A month later, Hanfstaengl made a much-publicized visit to the United States to attend his twenty-fifth class reunion at Harvard. The news sparked heated controversy on and off campus. A committee of Jewish organizations argued that Americans should show “no discourtesy of any kind” toward him, but columnist Heywood Broun warned of “bloody riots” during his visit and called for his deportation as an undesirable alien. Noting that Broun was a class ahead of him at Harvard, Putzi dismissed his attacks as “class jealousy.” Talking to reporters who met him as he disembarked in New York, he was equally dismissive of questions about German Jews. “The situation of the Jew in Germany is fairly normal,” he said. When some Jewish reporters asked for five minutes to discuss the issue further, he brushed them off.
While protesters gathered a short distance from his ship and shouted “Down with Hitler,” the on-campus debate was conducted in more muted tones. Benjamin Halpern, a Jewish student, wrote a letter to the Harvard Crimson titled “Heil Hitler” questioning the initial decision by Elliott Carr Cutler, the chief marshal at the reunion, to ask Hanfstaengl to serve as his aide during the ceremonies. Seeing the backlash, Cutler backed off that idea and asked Hanfstaengl to come as an ordinary alumnus. Still, the Crimson appeared to reflect the prevailing view on campus about the whole affair. “To object to the presence of a Harvard man among other Harvard men in any capacity, on purely political grounds, is an extremely childish thing to do,” it editorialized.
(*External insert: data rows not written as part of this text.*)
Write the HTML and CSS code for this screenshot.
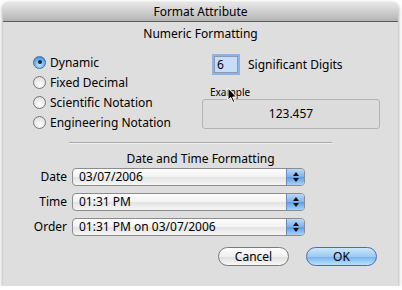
FILE: index.html
```html
<!DOCTYPE html>
<html lang="en">
<head>
    <meta charset="UTF-8">
    <title>Format Attribute</title>
    <link rel="stylesheet" href="styles.css">
</head>
<body>
    <div class="window">
        <div class="titlebar">Format Attribute</div>
        <div class="content">
            <div class="section-title">Numeric Formatting</div>
            <div class="numeric">
                <div class="radios">
                    <label class="radio"><span class="dot checked"></span>Dynamic</label>
                    <label class="radio"><span class="dot"></span>Fixed Decimal</label>
                    <label class="radio"><span class="dot"></span>Scientific Notation</label>
                    <label class="radio"><span class="dot"></span>Engineering Notation</label>
                </div>
                <div class="digits-col">
                    <div class="digits">
                        <span class="digit-field">6</span>
                        <span>Significant Digits</span>
                    </div>
                    <div class="example-label">Example</div>
                    <div class="example-box">123.457</div>
                </div>
            </div>

            <div class="separator"></div>

            <div class="section-title dt">Date and Time Formatting</div>
            <div class="rows">
                <div class="row">
                    <span class="row-label">Date</span>
                    <div class="popup"><span>03/07/2006</span><span class="stepper"></span></div>
                </div>
                <div class="row">
                    <span class="row-label">Time</span>
                    <div class="popup"><span>01:31 PM</span><span class="stepper"></span></div>
                </div>
                <div class="row">
                    <span class="row-label">Order</span>
                    <div class="popup"><span>01:31 PM on 03/07/2006</span><span class="stepper"></span></div>
                </div>
            </div>

            <div class="buttons">
                <button class="btn">Cancel</button>
                <button class="btn default">OK</button>
            </div>
        </div>
        <!-- mouse cursor over the Example label -->
        <svg class="cursor" width="11" height="17" viewBox="0 0 11 17">
            <path d="M1 1 L1 13 L3.8 10.5 L6 15.5 L7.8 14.7 L5.7 10 L9.5 10 Z" fill="#000" stroke="#fff" stroke-width="1"/>
        </svg>
    </div>
</body>
</html>
```

FILE: styles.css
```css
body {
    margin: 0;
    background: #fff;
    font-family: "Noto Sans", "DejaVu Sans", sans-serif;
    font-size: 12px;
    color: #000;
}
.window {
    position: relative;
    margin: 3px 0 0 3px;
    width: 395px;
    height: 283px;
    background: #dedede;
    border-radius: 5px 5px 0 0;
    box-shadow: 0 1px 4px rgba(0, 0, 0, 0.45);
    overflow: hidden;
}
.titlebar {
    height: 18px;
    line-height: 18px;
    text-align: center;
    background: linear-gradient(#e6e6e6, #b4b4b4);
    border-bottom: 1px solid #5a5a5a;
}
.content {
    padding: 4px 0 0 0;
}
.section-title {
    text-align: center;
    height: 16px;
    line-height: 16px;
}
.numeric {
    display: flex;
    margin-top: 10px;
}
.radios {
    width: 199px;
    padding-left: 30px;
    box-sizing: border-box;
}
.radio {
    display: flex;
    align-items: center;
    height: 20px;
    gap: 4px;
}
.dot {
    width: 13px;
    height: 13px;
    border-radius: 50%;
    border: 1px solid #777;
    background: radial-gradient(circle at 50% 70%, #fff, #e4e4e4 70%, #c8c8c8);
    box-sizing: border-box;
    position: relative;
}
.dot.checked {
    border-color: #3a6ea8;
    background: radial-gradient(circle at 50% 70%, #c5e3fb, #6aa9e4 60%, #2f71c0);
}
.dot.checked::after {
    content: "";
    position: absolute;
    left: 3.5px;
    top: 3.5px;
    width: 4px;
    height: 4px;
    border-radius: 50%;
    background: #102a4a;
}
.digits-col {
    width: 178px;
}
.digits {
    display: flex;
    align-items: center;
    gap: 10px;
    padding-left: 12px;
    margin-top: 4px;
}
.digit-field {
    width: 20px;
    height: 15px;
    line-height: 15px;
    padding-left: 2px;
    background: #c8dcf8;
    border: 1px solid #8a9ab0;
    box-shadow: 0 0 0 2px #8cb4e8;
}
.example-label {
    font-size: 10px;
    margin: 12px 0 0 8px;
}
.example-box {
    height: 28px;
    line-height: 28px;
    text-align: center;
    margin-top: 0;
    border: 1px solid #b4b4b4;
    border-radius: 3px;
    background: #dcdcdc;
}
.separator {
    margin: 10px 0 0 66px;
    width: 263px;
    border-top: 1px solid #a8a8a8;
    border-bottom: 1px solid #f0f0f0;
}
.section-title.dt {
    margin-top: 7px;
}
.rows {
    margin-top: -3px;
}
.row {
    display: flex;
    align-items: center;
    height: 25px;
}
.row-label {
    width: 64px;
    text-align: right;
    padding-right: 5px;
}
.popup {
    width: 233px;
    height: 18px;
    display: flex;
    align-items: center;
    justify-content: space-between;
    box-sizing: border-box;
    border: 1px solid #8c8c8c;
    border-radius: 4px;
    background: linear-gradient(#fdfdfd, #f2f2f2 50%, #e2e2e2 51%, #f6f6f6);
    padding-left: 6px;
    overflow: hidden;
}
.stepper {
    width: 17px;
    height: 16px;
    border-left: 1px solid #6a8cc0;
    background: linear-gradient(#b9d8f6, #7fb2e8 50%, #5c9de2 51%, #a7d2fb);
    position: relative;
}
.stepper::before, .stepper::after {
    content: "";
    position: absolute;
    left: 6px;
    border-left: 3px solid transparent;
    border-right: 3px solid transparent;
}
.stepper::before {
    top: 3px;
    border-bottom: 4px solid #111;
}
.stepper::after {
    top: 9px;
    border-top: 4px solid #111;
}
.buttons {
    display: flex;
    justify-content: flex-end;
    gap: 17px;
    padding-right: 21px;
    margin-top: 8px;
}
.btn {
    width: 71px;
    height: 19px;
    border-radius: 10px;
    border: 1px solid #7a7a7a;
    font-family: inherit;
    font-size: 12px;
    padding: 0;
    background: linear-gradient(#fefefe, #f0f0f0 50%, #dedede 51%, #f8f8f8);
}
.btn.default {
    border-color: #4a6fa8;
    background: linear-gradient(#cfe6fb, #9ccaf3 50%, #74b2ec 51%, #bde0fb);
}
.cursor {
    position: absolute;
    left: 224px;
    top: 84px;
}
```
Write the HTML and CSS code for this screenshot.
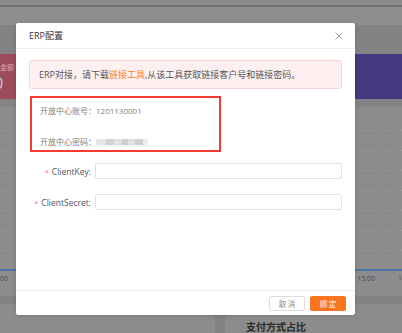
FILE: index.html
```html
<!DOCTYPE html>
<html lang="zh-CN">
<head>
<meta charset="utf-8">
<title>ERP配置</title>
<link rel="stylesheet" href="styles.css">
</head>
<body>
<div class="page">
  <div class="topbar"></div>
  <div class="tabs"></div>
  <div class="content">
    <div class="stat-row">
      <div class="stat stat-red">
        <span class="stat-label">实收金额</span>
        <span class="stat-value">0</span>
      </div>
      <div class="stat stat-purple"></div>
    </div>
    <div class="chart">
      <div class="grid">
        <i></i><i></i><i></i><i></i><i></i><i></i><i></i>
      </div>
      <div class="axis"></div>
      <div class="ticks">
        <span>06:00</span><span>07:00</span><span>08:00</span><span>09:00</span><span>10:00</span>
        <span>11:00</span><span>12:00</span><span>13:00</span><span>14:00</span><span>15:00</span><span>16:00</span>
      </div>
    </div>
    <div class="bottom-row">
      <div class="panel panel-left"></div>
      <div class="panel panel-right"><h3>支付方式占比</h3></div>
    </div>
  </div>

  <div class="modal">
    <div class="modal-header">
      <span class="modal-title">ERP配置</span>
      <svg class="close" width="8" height="8" viewBox="0 0 8 8"><path d="M0.5 0.5L7.5 7.5M7.5 0.5L0.5 7.5" stroke="#9a9a9a" stroke-width="0.9" fill="none"/></svg>
    </div>
    <div class="modal-body">
      <div class="alert">ERP对接，请下载<span class="link">链接工具</span>,从该工具获取链接客户号和链接密码。</div>
      <div class="account-box">
        <div class="account-line">开放中心账号：1201130001</div>
        <div class="account-line">开放中心密码：<span class="masked"></span></div>
      </div>
      <div class="form-row">
        <label class="form-label"><span class="req">*</span>ClientKey:</label>
        <div class="input"></div>
      </div>
      <div class="form-row">
        <label class="form-label"><span class="req">*</span>ClientSecret:</label>
        <div class="input"></div>
      </div>
    </div>
    <div class="modal-footer">
      <button class="btn btn-cancel">取 消</button>
      <button class="btn btn-primary">绑 定</button>
    </div>
  </div>
</div>
</body>
</html>
```

FILE: styles.css
```css
* { box-sizing: border-box; margin: 0; padding: 0; }
html, body { width: 402px; height: 333px; overflow: hidden; }
body {
  font-family: "Open Sans", "Noto Sans CJK SC", sans-serif;
  background: #838383;
}
.page {
  position: relative;
  width: 402px;
  height: 333px;
  overflow: hidden;
  display: flex;
  flex-direction: column;
}
.topbar {
  height: 7px;
  background: #8b8b8b;
  border-bottom: 2px solid #6f6f6f;
}
.tabs {
  height: 19px;
  background: #8e8e8e;
}
.content {
  flex: 1;
  display: flex;
  flex-direction: column;
  background: #838385;
  padding-top: 29px;
}
.stat-row {
  display: flex;
  gap: 10px;
  height: 45px;
}
.stat { flex: 1; }
.stat-red {
  margin-left: -40px;
  background: #9c4b5b;
  display: flex;
  flex-direction: column;
  color: #d9a9b2;
}
.stat-label {
  font-size: 7px;
  margin: 8px 0 0 26px;
}
.stat-value {
  font-size: 16px;
  line-height: 18px;
  margin: 2px 0 0 34px;
  color: #c9c9c9;
}
.stat-purple { background: #46397f; }

.chart {
  margin-top: 8px;
  height: 189px;
  background: #8c8c8c;
  display: flex;
  flex-direction: column;
}
.grid {
  display: flex;
  flex-direction: column;
  gap: 19px;
  padding-top: 23px;
}
.grid i {
  display: block;
  height: 1px;
  border-top: 1px dashed #979797;
}
.axis {
  margin-top: 18px;
  height: 2px;
  background: #4c74a6;
}
.ticks {
  display: flex;
  margin-left: -10px;
  margin-top: 3px;
  font-size: 7px;
  color: #4d4d4d;
  white-space: nowrap;
}
.ticks span { flex: 0 0 40.8px; }

.bottom-row {
  margin-top: 8px;
  flex: 1;
  display: flex;
  gap: 10px;
}
.panel { background: #8c8c8c; }
.panel-left { width: 215px; }
.panel-right { flex: 1; padding: 16px 0 0 21px; }
.panel-right h3 {
  font-size: 10px;
  font-weight: 700;
  color: #2a2a2a;
  line-height: 13px;
  font-family: "Noto Sans CJK SC", sans-serif;
}

/* modal */
.modal {
  position: absolute;
  left: 16px;
  top: 23px;
  width: 339px;
  height: 292px;
  background: #fff;
  border-radius: 2px;
  box-shadow: 0 1px 4px rgba(0,0,0,0.15);
  display: flex;
  flex-direction: column;
}
.modal-header {
  height: 26px;
  border-bottom: 1px solid #ececec;
  display: flex;
  align-items: center;
  justify-content: space-between;
  padding: 0 12px 0 13px;
}
.modal-title {
  font-size: 9px;
  color: #333;
}
.close { display: block; }
.modal-body {
  flex: 1;
  padding: 11px 13px 0 13px;
  display: flex;
  flex-direction: column;
}
.alert {
  height: 29px;
  background: #fef0f0;
  border: 1px solid #fbd2d2;
  border-radius: 3px;
  display: flex;
  align-items: center;
  padding-left: 9px;
  font-size: 9px;
  color: #555;
  white-space: nowrap;
}
.link { color: #ff7d1f; }
.account-box {
  margin-top: 7px;
  margin-left: 1px;
  width: 191px;
  height: 56px;
  border: 2px solid #f43b30;
  padding: 6px 0 0 8px;
  display: flex;
  flex-direction: column;
  gap: 17px;
}
.account-line {
  font-size: 8px;
  line-height: 14px;
  color: #808080;
  display: flex;
  align-items: center;
}
.masked {
  display: inline-block;
  width: 52px;
  height: 6px;
  background: linear-gradient(90deg, #e6e6e6 0 20%, #d2d2d2 20% 35%, #e2e2e2 35% 50%, #cfcfcf 50% 62%, #e0e0e0 62% 75%, #d0d0d0 75% 90%, #ececec 90%);
  filter: blur(0.6px);
}
.form-row {
  display: flex;
  align-items: center;
  height: 16px;
  margin-top: 11px;
}
.form-row + .form-row { margin-top: 15px; }
.form-label {
  width: 64px;
  text-align: right;
  padding-right: 2px;
  font-size: 8.5px;
  color: #555;
  white-space: nowrap;
}
.req {
  color: #f56c6c;
  margin-right: 3px;
  font-size: 7px;
}
.input {
  flex: 1;
  height: 16px;
  border: 1px solid #dfe1e6;
  border-radius: 2px;
  margin-left: 2px;
}
.modal-footer {
  height: 25px;
  border-top: 1px solid #ececec;
  display: flex;
  align-items: center;
  justify-content: flex-end;
  gap: 5px;
  padding-right: 9px;
}
.btn {
  width: 36px;
  height: 15px;
  border-radius: 2px;
  font-size: 7.5px;
  font-family: "Noto Sans CJK SC", sans-serif;
  display: flex;
  align-items: center;
  justify-content: center;
}
.btn-cancel {
  background: #fff;
  border: 1px solid #dcdcdc;
  color: #888;
}
.btn-primary {
  background: #fa7520;
  border: 1px solid #fa7520;
  color: #fff;
}
```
While Putzi would find it increasingly difficult in the next couple of years to convince Americans in Berlin that he was the reasonable face of the regime, he also was encountering problems with Hitler and his inner circle. The Nazi leader was contemptuous of Putzi’s assertions that he knew how to handle relations with the United States in order to prevent it from opposing Germany. When the Roosevelt Administration established diplomatic relations with the Soviet Union in November 1933, Hitler told him: “There you are, Hanfstaengl, your friends the Americans have teamed up with the Bolsheviks.” Earlier, Hitler had told him bluntly: “I see America from where I sit much more clearly than you have ever known it.”
Putzi would later claim that, in the first period of Hitler’s reign, he began to notice its absurdities and how detached from reality his entou rage was. Returning from his Harvard reunion to the aftermath of the Night of the Long Knives, the bloody purge of the SA leaders and assorted other targets of the Nazis, he was summoned to Heiligendamm, the Baltic Sea resort where Hitler, Goebbels and others were vacationing. “It was really like something out of Lewis Carroll, a mad hatter’s luncheon party,” he wrote. “With the whole of Germany groaning under this atmosphere of murder, fear and suspicion, there was Magda Goebbels doing the honors in an airy summer dress, with several other young women at the table, even one or two from the aristocratic families…”
It was around this time, Putzi added, that he came to realize that, once Hitler was ensconced in power, “the demon had entered into him.” But even with the benefit of hindsight, he blamed Goebbels and others for pushing Hitler to the point of no return, and admitted he continued to nurture the hope that he could moderate his excesses. Amid all the self-justification, Hanfstaengl’s real concern was much less policy than his own position. Putzi could see it was weakening rapidly. Others were openly criticizing and mocking him, and Hitler didn’t seem interested in doing anything about it. The invitations to play the piano for the Nazi leader were becoming less frequent.
When Truman and Kay Smith returned to Berlin in 1935, they visited Putzi in his small apartment, which was in back of the Chancellery. The living room was dominated by a large bust of Hitler and a grand piano, and Truman casually hung his hat on Hitler’s head as he walked in. “Putz hastily snatched it off,” Kay recalled, pointing out that he treated this as bad manners on Truman’s part, not something to joke about. Over coffee and cake, the old acquaintances caught up on their news. “It was plain that all was not rosy between Putz and Goebbels,” Kay continued. “Putz intimated that Goebbels was jealous of his… influence over Hitler and was keeping him away from Hitler.”
The jealousy factor was almost certainly overblown, since Hanfstaengl’s influence had been on the wane for some time. That was typical Putzi talk—making himself out to be more important than he was. But there was certainly truth in his assertion that Goebbels had no use for a competing propagandist, and there was increasing evidence that he wanted to cut him out of the inner circle completely.
Hanfstaengl claimed that he considered resigning, but that others talked him out of it. More likely, he clung to every shred of power and influence as long as possible, even when his foreign press office was unceremoniously moved further away from the Chancellery. For nearly two years, he wasn’t invited to any events with Hitler at all. At the end of the last luncheon he ever attended with him, Hitler asked him to go to the piano “to play that thing of yours.” When Putzi asked him what piece he meant, he said, “Your funeral march.” Hanfstaengl played it with, as he recalled, “a sense of foreboding.”